João Ferreira fala do público, precisamente, e da sua fidelidade como a “âncora” que tem permitido a sobrevivência do festival. Caso raro nos eventos nacionais, o Queer Lisboa tem mantido uma afluência praticamente inalterada ao longo dos últimos dez anos, entre os 7000 e os 8000 espectadores por edição, segundo os números oficiais divulgados pelo ICA (2015 foi o único ano onde o festival desceu, com 6000 espectadores). “Não sofremos grandes oscilações,” diz o director. “Há um público fiel que vai todos os anos, e é muito gratificante sentir que aquelas pessoas – que não são poucas - continuam a gostar do festival e se foram adaptando ao modo como nos fomos reinventando. Há também uma nova geração que vai aparecendo, sobretudo de público universitário. Claro que gostava de crescer todos os anos, mas fico muito feliz no panorama actual por conseguirmos manter os espectadores. Temos consciência da quantidade de eventos que existem, e do limite até onde podemos crescer.”
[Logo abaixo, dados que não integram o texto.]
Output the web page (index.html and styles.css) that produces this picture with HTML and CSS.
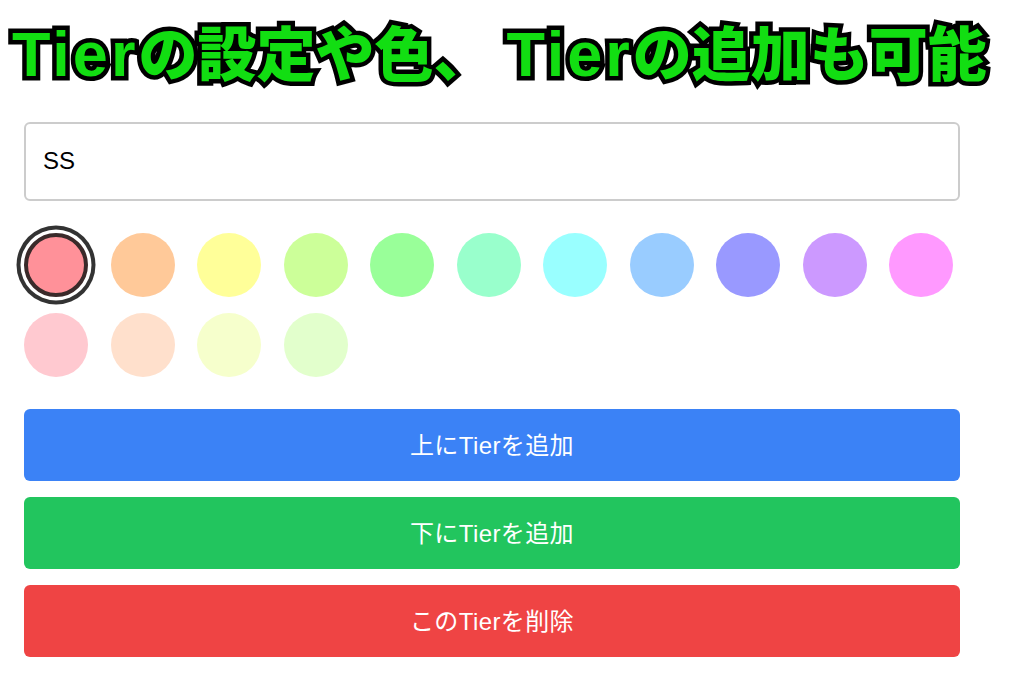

Acima de tudo, o Queer nunca perdeu a vontade de “sair do armário”, para usar um trocadilho já gasto. “Nunca pensamos direccionados a um gueto, pensamos sempre em títulos que possam não ser óbvios para o festival, que podem interessar a toda a gente, num público muito alargado.” Cita a presença em abertura, este ano, de Absolutely Fabulous, a versão grande-écrã da popular comédia televisiva da BBC, como exemplo disso. “Ao longo dos anos as dificuldades pelas quais passamos ajudaram-nos sempre a repensar o festival. Soubemos reinventar-nos, e temos conseguido construir uma relação muito sólida com os nossos parceiros, institucionais ou privados.” Mas o director não nega alguma frustração com o facto de, hoje, os festivais de cinema serem praticamente o único espaço de visibilidade para filmes menos evidentes. “Já tive mais essa frustração do que tenho agora, porque senti durante muito tempo que não existia vontade dos distribuidores e das salas de arriscar especificamente no cinema queer. Hoje acho que isso está generalizado para o cinema independente como um todo. O mercado mudou completamente, está cada vez mais limitado, e os distribuidores sabem que os festivais são a única fonte de rendimento para a maioria dos seus filmes. Isso torna o nosso trabalho mais importante, mas continuo a sentir que há filmes com potencial que não conseguem existir para lá dos festivais.”